Love Walter:  Would You Date a Trump Supporter?

Love Walter

Dear Walter,


With the country fresh off of midterm elections, would you consider dating or hooking up with a Trump supporter?


-Politically Correct

Dear Politically Correct,


On the day of President Donald Trump’s inauguration—I felt a mixture of dread and disappointment. I can no longer disavow his claim to the highest seat in the land. But I can choose to reject his supporters in the bedroom.


I connected with Hector on Jack’d while he was in DC for the weekend. He lived in The Bronx. From partying in Philly to bowling in Boston, he traveled each weekend to neighboring cities on the East Coast.


When I lived in Brooklyn, I binged on “Blatino” men like it was my own personal food stamp card. So when he appeared in my inbox, I couldn’t contain my excitement. Was this my entry back to the city and find love?


For two years, I have been trying to get back to The City That Never Sleeps. I prayed on it. I drank. I spoke it into existence. I tried saving money. And I’ve even called ex’s, old friends and colleagues for a couch to sleep on. This time I’m getting somewhere.


We exchanged photos, messages, and videos.
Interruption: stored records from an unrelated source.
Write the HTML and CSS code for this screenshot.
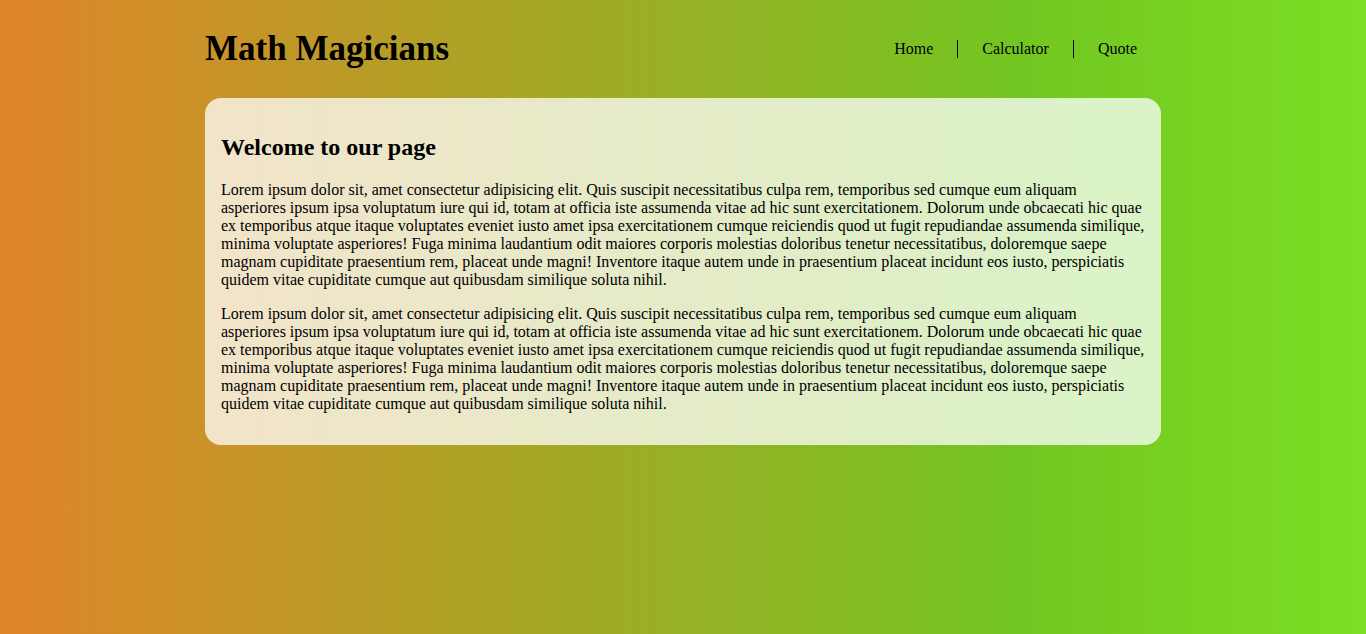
FILE: index.html
```html
<!DOCTYPE html>
<html lang="en">
<head>
<meta charset="utf-8">
<title>Math Magicians</title>
<link rel="stylesheet" href="styles.css">
</head>
<body>
<div class="page">
  <header class="header">
    <h1 class="logo">Math Magicians</h1>
    <nav class="nav">
      <a class="nav-link" href="#">Home</a>
      <a class="nav-link sep" href="#">Calculator</a>
      <a class="nav-link sep" href="#">Quote</a>
    </nav>
  </header>
  <main class="card">
    <h2 class="card-title">Welcome to our page</h2>
    <p class="card-text">Lorem ipsum dolor sit, amet consectetur adipisicing elit. Quis suscipit necessitatibus culpa rem, temporibus sed cumque eum aliquam asperiores ipsum ipsa voluptatum iure qui id, totam at officia iste assumenda vitae ad hic sunt exercitationem. Dolorum unde obcaecati hic quae ex temporibus atque itaque voluptates eveniet iusto amet ipsa exercitationem cumque reiciendis quod ut fugit repudiandae assumenda similique, minima voluptate asperiores! Fuga minima laudantium odit maiores corporis molestias doloribus tenetur necessitatibus, doloremque saepe magnam cupiditate praesentium rem, placeat unde magni! Inventore itaque autem unde in praesentium placeat incidunt eos iusto, perspiciatis quidem vitae cupiditate cumque aut quibusdam similique soluta nihil.</p>
    <p class="card-text">Lorem ipsum dolor sit, amet consectetur adipisicing elit. Quis suscipit necessitatibus culpa rem, temporibus sed cumque eum aliquam asperiores ipsum ipsa voluptatum iure qui id, totam at officia iste assumenda vitae ad hic sunt exercitationem. Dolorum unde obcaecati hic quae ex temporibus atque itaque voluptates eveniet iusto amet ipsa exercitationem cumque reiciendis quod ut fugit repudiandae assumenda similique, minima voluptate asperiores! Fuga minima laudantium odit maiores corporis molestias doloribus tenetur necessitatibus, doloremque saepe magnam cupiditate praesentium rem, placeat unde magni! Inventore itaque autem unde in praesentium placeat incidunt eos iusto, perspiciatis quidem vitae cupiditate cumque aut quibusdam similique soluta nihil.</p>
  </main>
</div>
</body>
</html>
```
FILE: styles.css
```css
html, body {
  margin: 0;
  padding: 0;
}
body {
  min-height: 634px;
  background: linear-gradient(to right, #e0852a 0%, #72c621 75%, #7ddf23 100%);
  font-family: "Liberation Serif", "Times New Roman", serif;
  color: #000;
}
.page {
  width: 956px;
  margin: 0 auto;
}
.header {
  display: flex;
  justify-content: space-between;
  align-items: center;
  padding: 29px 0 29px;
}
.logo {
  margin: 0;
  font-size: 35px;
  font-weight: bold;
}
.nav {
  display: flex;
  align-items: center;
}
.nav-link {
  padding: 0 24px;
  font-size: 16px;
  color: #000;
  text-decoration: none;
}
.nav-link.sep {
  border-left: 1px solid #000;
}
.card {
  background: rgba(255, 255, 255, 0.75);
  border-radius: 16px;
  padding: 16px;
}
.card-title {
  margin: 20px 0;
  font-size: 24px;
  font-weight: bold;
}
.card-text {
  margin: 16px 0;
  font-size: 16px;
}
```
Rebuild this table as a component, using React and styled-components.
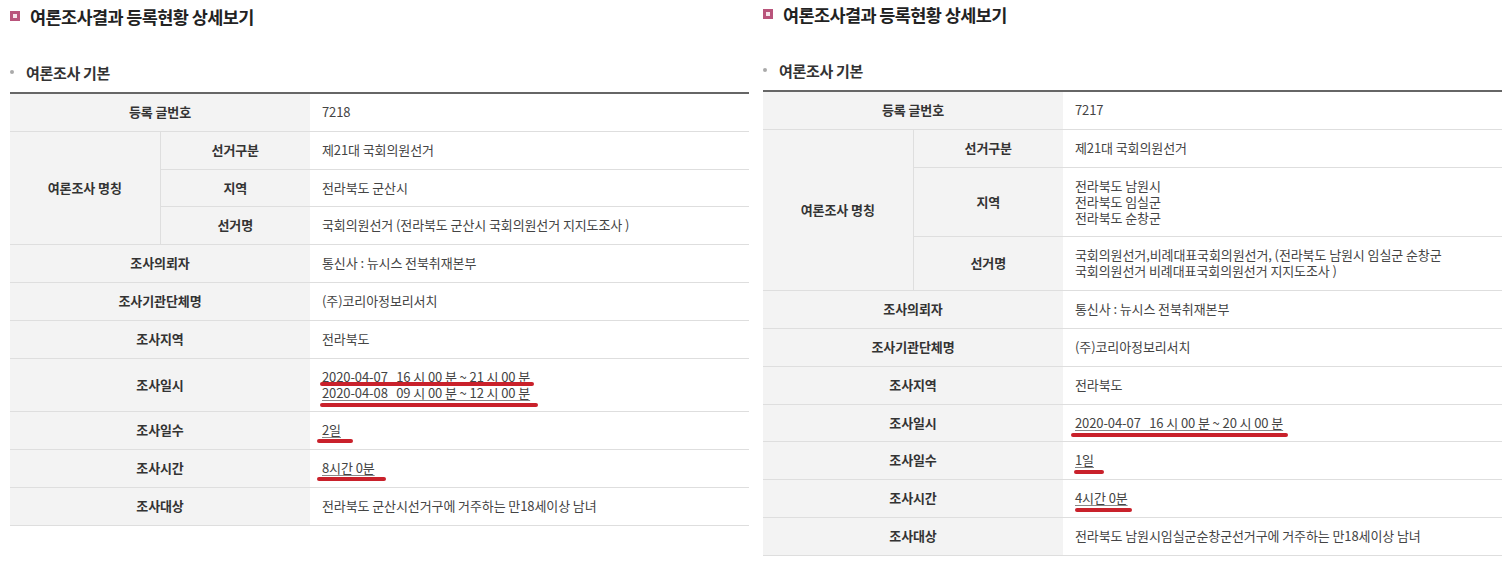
import React from 'react'
import styled, { createGlobalStyle } from 'styled-components'

const Global = createGlobalStyle`
html, body {
  margin: 0;
  padding: 0;
  background: #fff;
  overflow: hidden;
}
body {
  width: 1512px;
  font-family: "Noto Sans CJK KR", "Noto Sans", sans-serif;
  color: #333;
}
`

const left = {
  top: 5,
  no: '7218',
  kind: '제21대 국회의원선거',
  region: ['전라북도 군산시'],
  name: ['국회의원선거 (전라북도 군산시 국회의원선거 지지도조사 )'],
  client: '통신사 : 뉴시스 전북취재본부',
  org: '(주)코리아정보리서치',
  area: '전라북도',
  dates: [
    { text: '2020-04-07\u00a0\u00a0\u00a016 시 00 분 ~ 21 시 00 분', l: 2, r: 4, b: 0 },
    { text: '2020-04-08\u00a0\u00a0\u00a009 시 00 분 ~ 12 시 00 분', l: 2, r: 8, b: -5 },
  ],
  days: { text: '2일', l: 5, r: 12, b: -4 },
  hours: { text: '8시간 0분', l: 5, r: 11, b: -4 },
  target: '전라북도 군산시선거구에 거주하는 만18세이상 남녀',
}

const right = {
  top: 3,
  no: '7217',
  kind: '제21대 국회의원선거',
  region: ['전라북도 남원시', '전라북도 임실군', '전라북도 순창군'],
  name: [
    '국회의원선거,비례대표국회의원선거, (전라북도 남원시 임실군 순창군',
    '국회의원선거 비례대표국회의원선거 지지도조사 )',
  ],
  client: '통신사 : 뉴시스 전북취재본부',
  org: '(주)코리아정보리서치',
  area: '전라북도',
  dates: [{ text: '2020-04-07\u00a0\u00a0\u00a016 시 00 분 ~ 20 시 00 분', l: 4, r: 5, b: -5 }],
  days: { text: '1일', l: 1, r: 10, b: -5 },
  hours: { text: '4시간 0분', l: 0, r: 4, b: -5 },
  target: '전라북도 남원시임실군순창군선거구에 거주하는 만18세이상 남녀',
}

const Lines = ({ items }) =>
  items.map((t, i) => <Line key={i}>{t}</Line>)

const Marked = ({ m }) => (
  <Line>
    <Mark $l={m.l} $r={m.r} $b={m.b}>{m.text}</Mark>
  </Line>
)

const Panel = ({ d }) => (
  <Wrap $top={d.top}>
    <Title>
      <TitleIcon />
      여론조사결과 등록현황 상세보기
    </Title>
    <Sub>
      <Dot />
      여론조사 기본
    </Sub>
    <Table>
      <colgroup>
        <col style={{ width: 150 }} />
        <col style={{ width: 150 }} />
        <col />
      </colgroup>
      <tbody>
        <tr>
          <Th colSpan={2}>등록 글번호</Th>
          <Td>{d.no}</Td>
        </tr>
        <tr>
          <Th rowSpan={3} $split>여론조사 명칭</Th>
          <Th>선거구분</Th>
          <Td>{d.kind}</Td>
        </tr>
        <tr>
          <Th>지역</Th>
          <Td><Lines items={d.region} /></Td>
        </tr>
        <tr>
          <Th>선거명</Th>
          <Td><Lines items={d.name} /></Td>
        </tr>
        <tr>
          <Th colSpan={2}>조사의뢰자</Th>
          <Td>{d.client}</Td>
        </tr>
        <tr>
          <Th colSpan={2}>조사기관단체명</Th>
          <Td>{d.org}</Td>
        </tr>
        <tr>
          <Th colSpan={2}>조사지역</Th>
          <Td>{d.area}</Td>
        </tr>
        <tr>
          <Th colSpan={2}>조사일시</Th>
          <Td>
            {d.dates.map((m, i) => <Marked key={i} m={m} />)}
          </Td>
        </tr>
        <tr>
          <Th colSpan={2}>조사일수</Th>
          <Td><Marked m={d.days} /></Td>
        </tr>
        <tr>
          <Th colSpan={2}>조사시간</Th>
          <Td><Marked m={d.hours} /></Td>
        </tr>
        <tr>
          <Th colSpan={2}>조사대상</Th>
          <Td>{d.target}</Td>
        </tr>
      </tbody>
    </Table>
  </Wrap>
)

const App = () => (
  <>
    <Global />
    <Page>
      <Panel d={left} />
      <Panel d={right} />
    </Page>
  </>
)

const Page = styled.div`
display: flex;
flex-direction: row;
align-items: flex-start;
gap: 14px;
padding-left: 10px;
width: 1512px;
box-sizing: border-box;
overflow: hidden;
`

const Wrap = styled.div`
flex: 0 0 739px;
width: 739px;
padding-top: ${p => p.$top}px;
`

const Title = styled.h2`
display: flex;
align-items: center;
gap: 10px;
margin: 0;
height: 22px;
font-size: 17.5px;
font-weight: 700;
color: #222;
letter-spacing: -0.6px;
`

const TitleIcon = styled.span`
width: 10px;
height: 10px;
box-sizing: border-box;
border: 3px solid #b9547b;
background: #f6e4ea;
`

const Sub = styled.h3`
display: flex;
align-items: center;
gap: 12px;
margin: 35px 0 0;
height: 20px;
font-size: 15px;
font-weight: 700;
color: #333;
letter-spacing: -0.3px;
`

const Dot = styled.span`
width: 4px;
height: 4px;
border-radius: 50%;
background: #aaa;
`

const Table = styled.table`
margin-top: 10px;
width: 100%;
table-layout: fixed;
border-collapse: collapse;
border-top: 2px solid #666;
border-bottom: 1px solid #666;
font-size: 13px;
line-height: 16px;
letter-spacing: -0.1px;
`

const Th = styled.th`
background: #f3f3f3;
color: #333;
font-weight: 700;
text-align: center;
padding: 10px 8px 10.8px;
border-bottom: 1px solid #dedede;
border-right: ${p => (p.$split ? '1px solid #dedede' : 'none')};
`

const Td = styled.td`
background: #fff;
color: #444;
text-align: left;
padding: 10px 12px 10.8px;
border-bottom: 1px solid #dedede;
`

const Line = styled.div`
white-space: nowrap;
`

const Mark = styled.span`
position: relative;
text-decoration: underline;
text-decoration-color: #888;
text-underline-offset: 2px;
&::after {
  content: '';
  position: absolute;
  left: -${p => p.$l}px;
  right: -${p => p.$r}px;
  bottom: ${p => p.$b}px;
  height: 4px;
  border-radius: 2px;
  background: #c9212b;
}
`

export default App
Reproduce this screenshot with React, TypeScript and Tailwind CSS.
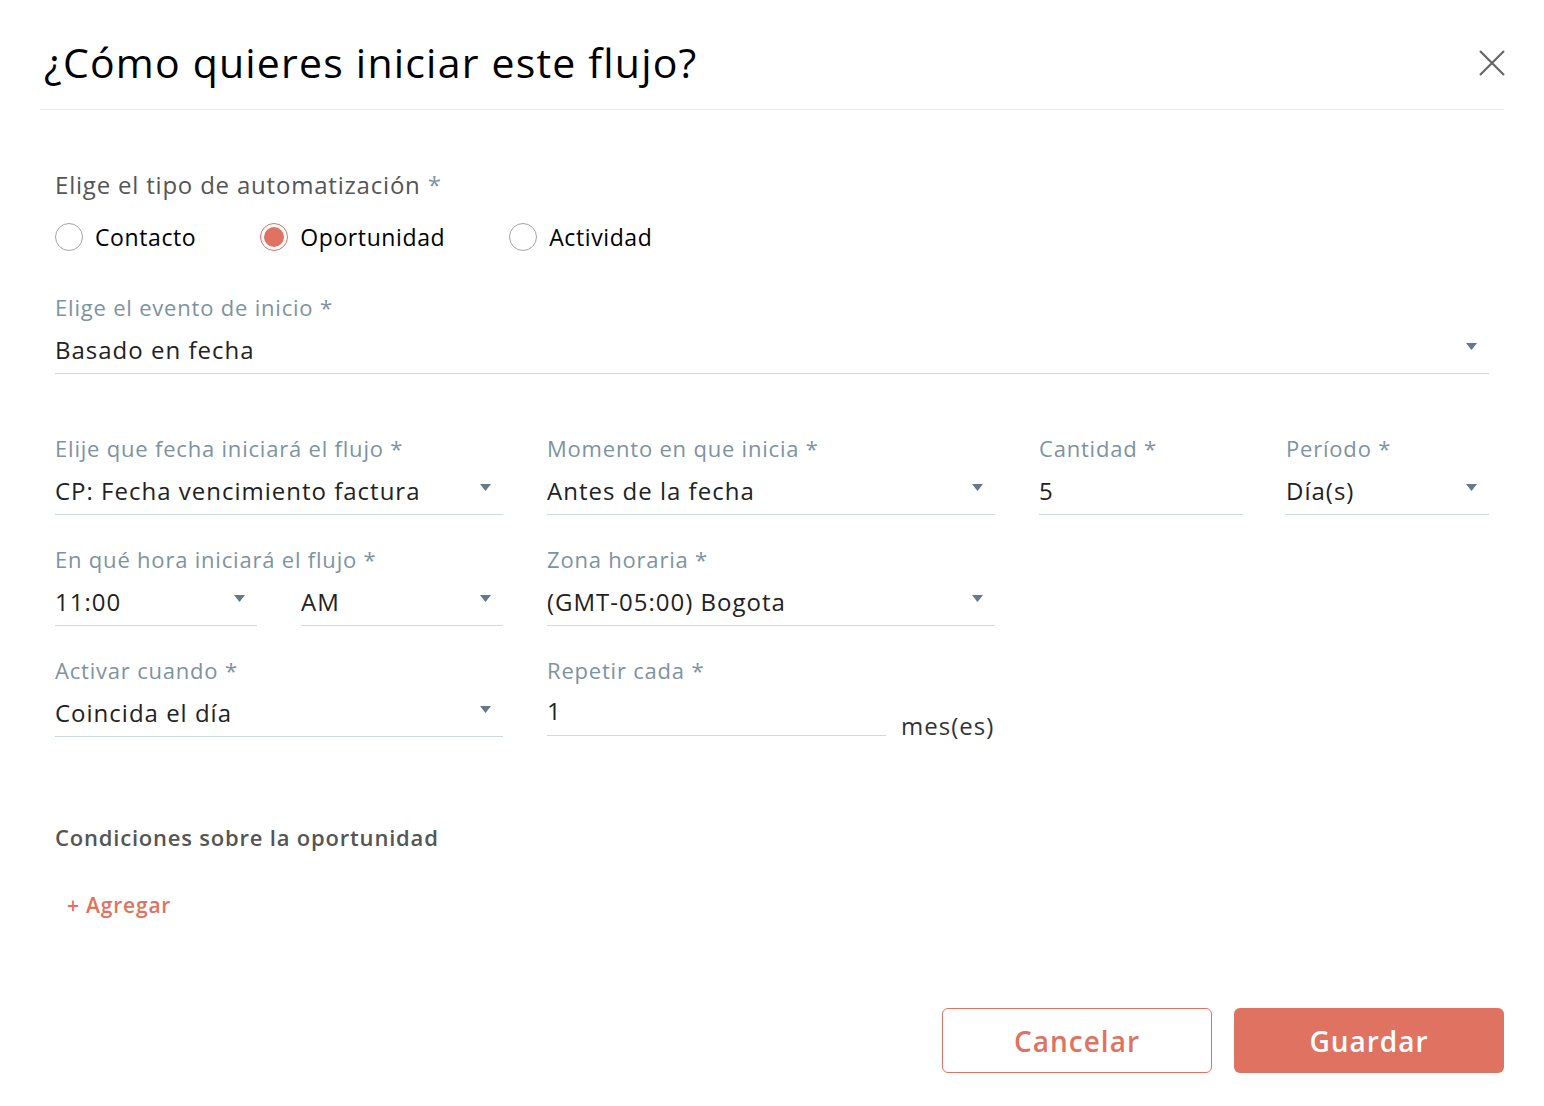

I told him about the anti-Trump article I wrote. He came out of the political closet as a Trump supporter. “Fuck Hillary,” he said. “I’m on the T train baby.”


“Ain’t no Tina on that T train,” I said trying to find humor with his political revelation.


NYC represented the embodiment of my hopes and dreams. But this was a dream deferred. And I wasn’t interested in giving up my cash and prizes to someone donning a red hat and racist rhetoric.


Hillary’s lost of the presidency, devastated me. I sunk into a week long depression where men and martinis flooded my orifices. He gloated and promoted Trump’s triumph.


I deleted him from Facebook.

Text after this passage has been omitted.